>> start Recorded information

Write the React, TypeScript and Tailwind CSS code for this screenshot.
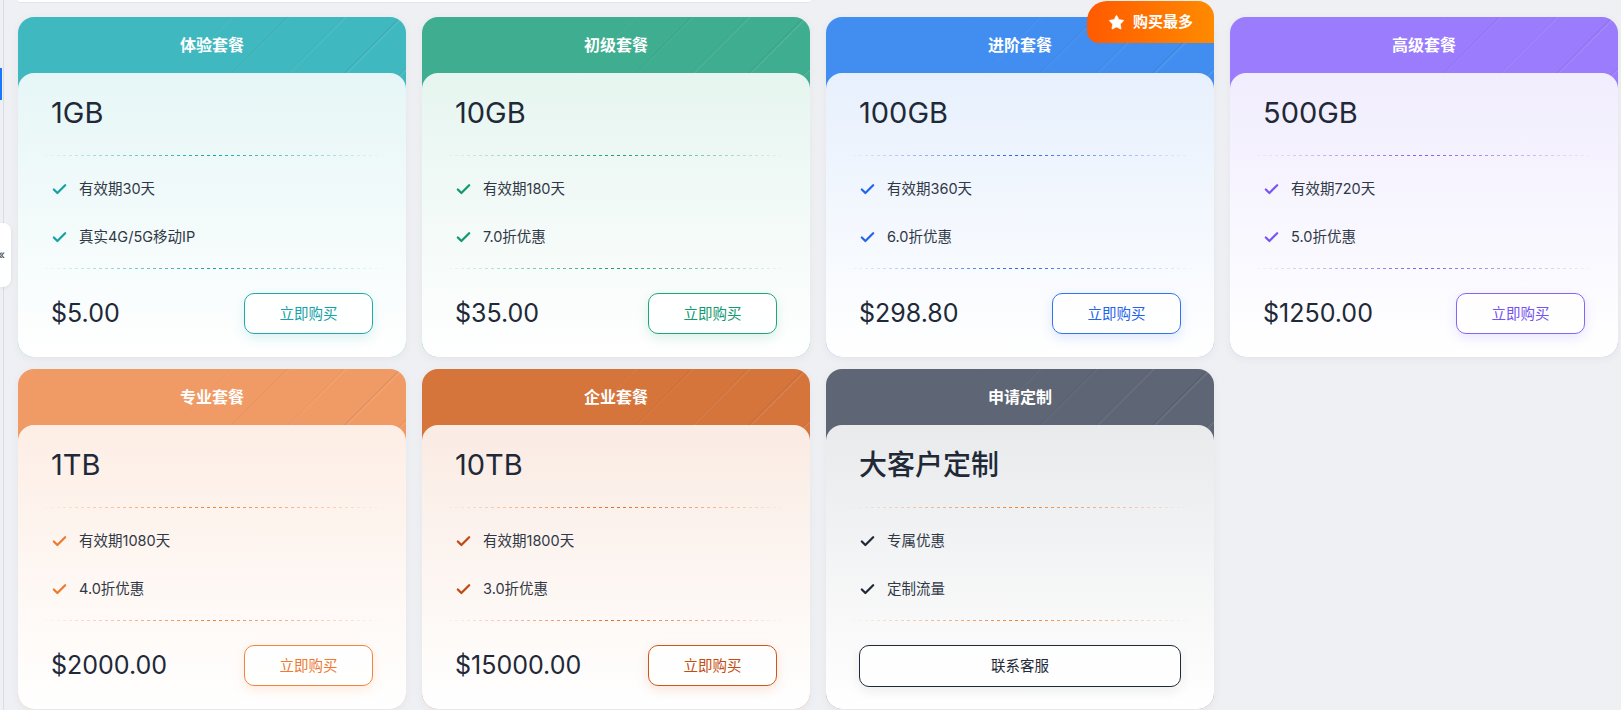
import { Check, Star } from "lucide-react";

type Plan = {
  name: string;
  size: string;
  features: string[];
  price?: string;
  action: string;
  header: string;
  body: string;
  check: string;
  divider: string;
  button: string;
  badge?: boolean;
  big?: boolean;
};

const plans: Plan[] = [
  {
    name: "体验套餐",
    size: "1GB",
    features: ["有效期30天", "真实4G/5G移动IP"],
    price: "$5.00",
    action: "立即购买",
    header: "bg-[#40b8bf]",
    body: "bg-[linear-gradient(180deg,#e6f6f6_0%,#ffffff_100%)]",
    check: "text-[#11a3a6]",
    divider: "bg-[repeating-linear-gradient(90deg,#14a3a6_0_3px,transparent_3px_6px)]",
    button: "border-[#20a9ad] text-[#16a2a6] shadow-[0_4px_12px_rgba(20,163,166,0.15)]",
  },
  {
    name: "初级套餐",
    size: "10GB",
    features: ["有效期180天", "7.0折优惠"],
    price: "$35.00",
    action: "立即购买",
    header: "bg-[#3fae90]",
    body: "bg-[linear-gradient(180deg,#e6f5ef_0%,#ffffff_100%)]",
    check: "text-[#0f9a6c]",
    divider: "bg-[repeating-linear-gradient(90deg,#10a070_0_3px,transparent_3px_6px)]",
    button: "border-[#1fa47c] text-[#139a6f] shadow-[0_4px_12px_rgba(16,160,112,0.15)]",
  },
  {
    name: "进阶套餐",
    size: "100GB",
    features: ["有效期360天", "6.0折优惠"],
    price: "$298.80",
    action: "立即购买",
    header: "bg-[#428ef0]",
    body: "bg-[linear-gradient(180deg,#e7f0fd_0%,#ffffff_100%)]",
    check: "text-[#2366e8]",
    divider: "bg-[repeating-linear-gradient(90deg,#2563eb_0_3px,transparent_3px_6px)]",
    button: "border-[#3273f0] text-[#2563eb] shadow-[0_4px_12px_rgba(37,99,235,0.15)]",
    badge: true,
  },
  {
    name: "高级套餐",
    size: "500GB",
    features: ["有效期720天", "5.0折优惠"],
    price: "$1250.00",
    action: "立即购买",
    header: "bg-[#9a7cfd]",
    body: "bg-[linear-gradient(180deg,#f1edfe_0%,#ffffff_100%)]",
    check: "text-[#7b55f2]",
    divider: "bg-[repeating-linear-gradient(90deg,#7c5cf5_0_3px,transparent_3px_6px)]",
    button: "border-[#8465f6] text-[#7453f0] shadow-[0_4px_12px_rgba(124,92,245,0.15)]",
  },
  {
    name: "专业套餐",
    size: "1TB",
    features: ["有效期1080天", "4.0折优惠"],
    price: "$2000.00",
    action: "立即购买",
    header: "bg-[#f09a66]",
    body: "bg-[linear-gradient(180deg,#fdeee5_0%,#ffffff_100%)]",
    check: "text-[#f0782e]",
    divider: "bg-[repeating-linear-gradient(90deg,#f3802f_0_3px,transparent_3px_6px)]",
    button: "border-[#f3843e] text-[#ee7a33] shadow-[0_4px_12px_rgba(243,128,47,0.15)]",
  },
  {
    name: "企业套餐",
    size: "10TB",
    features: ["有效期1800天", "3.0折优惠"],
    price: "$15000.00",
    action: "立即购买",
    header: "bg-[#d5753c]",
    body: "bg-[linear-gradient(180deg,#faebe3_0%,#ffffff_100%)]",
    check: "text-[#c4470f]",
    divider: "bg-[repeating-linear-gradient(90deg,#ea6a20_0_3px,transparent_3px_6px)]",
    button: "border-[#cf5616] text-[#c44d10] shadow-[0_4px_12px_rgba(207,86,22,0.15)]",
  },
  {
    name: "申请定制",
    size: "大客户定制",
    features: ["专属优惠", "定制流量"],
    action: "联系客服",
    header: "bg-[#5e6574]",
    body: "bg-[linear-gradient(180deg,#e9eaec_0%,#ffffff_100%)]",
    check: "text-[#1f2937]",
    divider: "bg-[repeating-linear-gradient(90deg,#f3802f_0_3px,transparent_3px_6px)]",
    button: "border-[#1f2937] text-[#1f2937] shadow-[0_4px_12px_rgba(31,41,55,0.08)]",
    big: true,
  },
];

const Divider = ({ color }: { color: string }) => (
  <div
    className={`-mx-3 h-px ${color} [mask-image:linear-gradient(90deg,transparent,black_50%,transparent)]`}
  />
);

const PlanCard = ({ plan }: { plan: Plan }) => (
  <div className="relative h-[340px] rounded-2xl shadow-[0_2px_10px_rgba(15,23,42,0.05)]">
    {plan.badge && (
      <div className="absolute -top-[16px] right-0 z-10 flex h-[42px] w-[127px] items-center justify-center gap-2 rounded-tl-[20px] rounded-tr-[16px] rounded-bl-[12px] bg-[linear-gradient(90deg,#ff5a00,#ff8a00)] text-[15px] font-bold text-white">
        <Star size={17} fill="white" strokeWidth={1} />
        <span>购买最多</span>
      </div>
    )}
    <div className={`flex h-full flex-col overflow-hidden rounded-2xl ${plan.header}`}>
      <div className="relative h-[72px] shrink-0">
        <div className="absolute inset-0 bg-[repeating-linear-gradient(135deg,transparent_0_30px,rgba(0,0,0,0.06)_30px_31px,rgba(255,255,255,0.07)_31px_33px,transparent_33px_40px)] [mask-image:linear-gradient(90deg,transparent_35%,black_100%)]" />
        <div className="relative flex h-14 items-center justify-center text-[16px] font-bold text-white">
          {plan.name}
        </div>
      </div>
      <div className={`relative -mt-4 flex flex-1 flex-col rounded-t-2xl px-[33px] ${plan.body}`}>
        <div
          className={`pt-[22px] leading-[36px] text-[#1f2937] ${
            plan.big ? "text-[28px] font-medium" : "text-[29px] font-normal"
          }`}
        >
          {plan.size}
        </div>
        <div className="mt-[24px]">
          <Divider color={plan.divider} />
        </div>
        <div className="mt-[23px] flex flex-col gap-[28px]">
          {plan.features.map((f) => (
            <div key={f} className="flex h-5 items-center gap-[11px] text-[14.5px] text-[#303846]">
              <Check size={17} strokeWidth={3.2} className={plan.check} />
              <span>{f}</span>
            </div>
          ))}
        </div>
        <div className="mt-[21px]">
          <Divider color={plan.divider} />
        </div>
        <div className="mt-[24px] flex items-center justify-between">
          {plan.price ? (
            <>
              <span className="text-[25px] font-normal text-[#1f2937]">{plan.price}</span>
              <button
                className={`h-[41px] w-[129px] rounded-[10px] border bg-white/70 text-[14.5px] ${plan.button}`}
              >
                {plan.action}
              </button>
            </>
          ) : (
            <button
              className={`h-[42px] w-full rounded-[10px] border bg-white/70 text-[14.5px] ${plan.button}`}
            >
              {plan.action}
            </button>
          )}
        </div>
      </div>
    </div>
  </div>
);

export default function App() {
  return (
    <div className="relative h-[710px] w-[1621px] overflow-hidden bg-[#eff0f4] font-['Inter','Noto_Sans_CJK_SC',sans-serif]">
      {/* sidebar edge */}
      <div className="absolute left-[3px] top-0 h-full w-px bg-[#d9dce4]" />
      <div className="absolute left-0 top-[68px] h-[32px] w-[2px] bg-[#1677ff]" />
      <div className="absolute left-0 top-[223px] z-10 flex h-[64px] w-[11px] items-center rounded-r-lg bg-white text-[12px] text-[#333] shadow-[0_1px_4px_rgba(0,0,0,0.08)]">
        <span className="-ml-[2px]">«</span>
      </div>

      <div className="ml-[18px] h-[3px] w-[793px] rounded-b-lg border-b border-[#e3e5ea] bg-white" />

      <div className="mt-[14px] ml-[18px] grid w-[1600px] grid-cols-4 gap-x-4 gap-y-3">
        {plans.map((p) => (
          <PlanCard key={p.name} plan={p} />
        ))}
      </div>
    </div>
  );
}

>> end Recorded information

— Stated goal —
Give every line above again exactly, with no pictures.

— The answer —
Write the React, TypeScript and Tailwind CSS code for this screenshot.
import { Check, Star } from "lucide-react";

type Plan = {
  name: string;
  size: string;
  features: string[];
  price?: string;
  action: string;
  header: string;
  body: string;
  check: string;
  divider: string;
  button: string;
  badge?: boolean;
  big?: boolean;
};

const plans: Plan[] = [
  {
    name: "体验套餐",
    size: "1GB",
    features: ["有效期30天", "真实4G/5G移动IP"],
    price: "$5.00",
    action: "立即购买",
    header: "bg-[#40b8bf]",
    body: "bg-[linear-gradient(180deg,#e6f6f6_0%,#ffffff_100%)]",
    check: "text-[#11a3a6]",
    divider: "bg-[repeating-linear-gradient(90deg,#14a3a6_0_3px,transparent_3px_6px)]",
    button: "border-[#20a9ad] text-[#16a2a6] shadow-[0_4px_12px_rgba(20,163,166,0.15)]",
  },
  {
    name: "初级套餐",
    size: "10GB",
    features: ["有效期180天", "7.0折优惠"],
    price: "$35.00",
    action: "立即购买",
    header: "bg-[#3fae90]",
    body: "bg-[linear-gradient(180deg,#e6f5ef_0%,#ffffff_100%)]",
    check: "text-[#0f9a6c]",
    divider: "bg-[repeating-linear-gradient(90deg,#10a070_0_3px,transparent_3px_6px)]",
    button: "border-[#1fa47c] text-[#139a6f] shadow-[0_4px_12px_rgba(16,160,112,0.15)]",
  },
  {
    name: "进阶套餐",
    size: "100GB",
    features: ["有效期360天", "6.0折优惠"],
    price: "$298.80",
    action: "立即购买",
    header: "bg-[#428ef0]",
    body: "bg-[linear-gradient(180deg,#e7f0fd_0%,#ffffff_100%)]",
    check: "text-[#2366e8]",
    divider: "bg-[repeating-linear-gradient(90deg,#2563eb_0_3px,transparent_3px_6px)]",
    button: "border-[#3273f0] text-[#2563eb] shadow-[0_4px_12px_rgba(37,99,235,0.15)]",
    badge: true,
  },
  {
    name: "高级套餐",
    size: "500GB",
    features: ["有效期720天", "5.0折优惠"],
    price: "$1250.00",
    action: "立即购买",
    header: "bg-[#9a7cfd]",
    body: "bg-[linear-gradient(180deg,#f1edfe_0%,#ffffff_100%)]",
    check: "text-[#7b55f2]",
    divider: "bg-[repeating-linear-gradient(90deg,#7c5cf5_0_3px,transparent_3px_6px)]",
    button: "border-[#8465f6] text-[#7453f0] shadow-[0_4px_12px_rgba(124,92,245,0.15)]",
  },
  {
    name: "专业套餐",
    size: "1TB",
    features: ["有效期1080天", "4.0折优惠"],
    price: "$2000.00",
    action: "立即购买",
    header: "bg-[#f09a66]",
    body: "bg-[linear-gradient(180deg,#fdeee5_0%,#ffffff_100%)]",
    check: "text-[#f0782e]",
    divider: "bg-[repeating-linear-gradient(90deg,#f3802f_0_3px,transparent_3px_6px)]",
    button: "border-[#f3843e] text-[#ee7a33] shadow-[0_4px_12px_rgba(243,128,47,0.15)]",
  },
  {
    name: "企业套餐",
    size: "10TB",
    features: ["有效期1800天", "3.0折优惠"],
    price: "$15000.00",
    action: "立即购买",
    header: "bg-[#d5753c]",
    body: "bg-[linear-gradient(180deg,#faebe3_0%,#ffffff_100%)]",
    check: "text-[#c4470f]",
    divider: "bg-[repeating-linear-gradient(90deg,#ea6a20_0_3px,transparent_3px_6px)]",
    button: "border-[#cf5616] text-[#c44d10] shadow-[0_4px_12px_rgba(207,86,22,0.15)]",
  },
  {
    name: "申请定制",
    size: "大客户定制",
    features: ["专属优惠", "定制流量"],
    action: "联系客服",
    header: "bg-[#5e6574]",
    body: "bg-[linear-gradient(180deg,#e9eaec_0%,#ffffff_100%)]",
    check: "text-[#1f2937]",
    divider: "bg-[repeating-linear-gradient(90deg,#f3802f_0_3px,transparent_3px_6px)]",
    button: "border-[#1f2937] text-[#1f2937] shadow-[0_4px_12px_rgba(31,41,55,0.08)]",
    big: true,
  },
];

const Divider = ({ color }: { color: string }) => (
  <div
    className={`-mx-3 h-px ${color} [mask-image:linear-gradient(90deg,transparent,black_50%,transparent)]`}
  />
);

const PlanCard = ({ plan }: { plan: Plan }) => (
  <div className="relative h-[340px] rounded-2xl shadow-[0_2px_10px_rgba(15,23,42,0.05)]">
    {plan.badge && (
      <div className="absolute -top-[16px] right-0 z-10 flex h-[42px] w-[127px] items-center justify-center gap-2 rounded-tl-[20px] rounded-tr-[16px] rounded-bl-[12px] bg-[linear-gradient(90deg,#ff5a00,#ff8a00)] text-[15px] font-bold text-white">
        <Star size={17} fill="white" strokeWidth={1} />
        <span>购买最多</span>
      </div>
    )}
    <div className={`flex h-full flex-col overflow-hidden rounded-2xl ${plan.header}`}>
      <div className="relative h-[72px] shrink-0">
        <div className="absolute inset-0 bg-[repeating-linear-gradient(135deg,transparent_0_30px,rgba(0,0,0,0.06)_30px_31px,rgba(255,255,255,0.07)_31px_33px,transparent_33px_40px)] [mask-image:linear-gradient(90deg,transparent_35%,black_100%)]" />
        <div className="relative flex h-14 items-center justify-center text-[16px] font-bold text-white">
          {plan.name}
        </div>
      </div>
      <div className={`relative -mt-4 flex flex-1 flex-col rounded-t-2xl px-[33px] ${plan.body}`}>
        <div
          className={`pt-[22px] leading-[36px] text-[#1f2937] ${
            plan.big ? "text-[28px] font-medium" : "text-[29px] font-normal"
          }`}
        >
          {plan.size}
        </div>
        <div className="mt-[24px]">
          <Divider color={plan.divider} />
        </div>
        <div className="mt-[23px] flex flex-col gap-[28px]">
          {plan.features.map((f) => (
            <div key={f} className="flex h-5 items-center gap-[11px] text-[14.5px] text-[#303846]">
              <Check size={17} strokeWidth={3.2} className={plan.check} />
              <span>{f}</span>
            </div>
          ))}
        </div>
        <div className="mt-[21px]">
          <Divider color={plan.divider} />
        </div>
        <div className="mt-[24px] flex items-center justify-between">
          {plan.price ? (
            <>
              <span className="text-[25px] font-normal text-[#1f2937]">{plan.price}</span>
              <button
                className={`h-[41px] w-[129px] rounded-[10px] border bg-white/70 text-[14.5px] ${plan.button}`}
              >
                {plan.action}
              </button>
            </>
          ) : (
            <button
              className={`h-[42px] w-full rounded-[10px] border bg-white/70 text-[14.5px] ${plan.button}`}
            >
              {plan.action}
            </button>
          )}
        </div>
      </div>
    </div>
  </div>
);

export default function App() {
  return (
    <div className="relative h-[710px] w-[1621px] overflow-hidden bg-[#eff0f4] font-['Inter','Noto_Sans_CJK_SC',sans-serif]">
      {/* sidebar edge */}
      <div className="absolute left-[3px] top-0 h-full w-px bg-[#d9dce4]" />
      <div className="absolute left-0 top-[68px] h-[32px] w-[2px] bg-[#1677ff]" />
      <div className="absolute left-0 top-[223px] z-10 flex h-[64px] w-[11px] items-center rounded-r-lg bg-white text-[12px] text-[#333] shadow-[0_1px_4px_rgba(0,0,0,0.08)]">
        <span className="-ml-[2px]">«</span>
      </div>

      <div className="ml-[18px] h-[3px] w-[793px] rounded-b-lg border-b border-[#e3e5ea] bg-white" />

      <div className="mt-[14px] ml-[18px] grid w-[1600px] grid-cols-4 gap-x-4 gap-y-3">
        {plans.map((p) => (
          <PlanCard key={p.name} plan={p} />
        ))}
      </div>
    </div>
  );
}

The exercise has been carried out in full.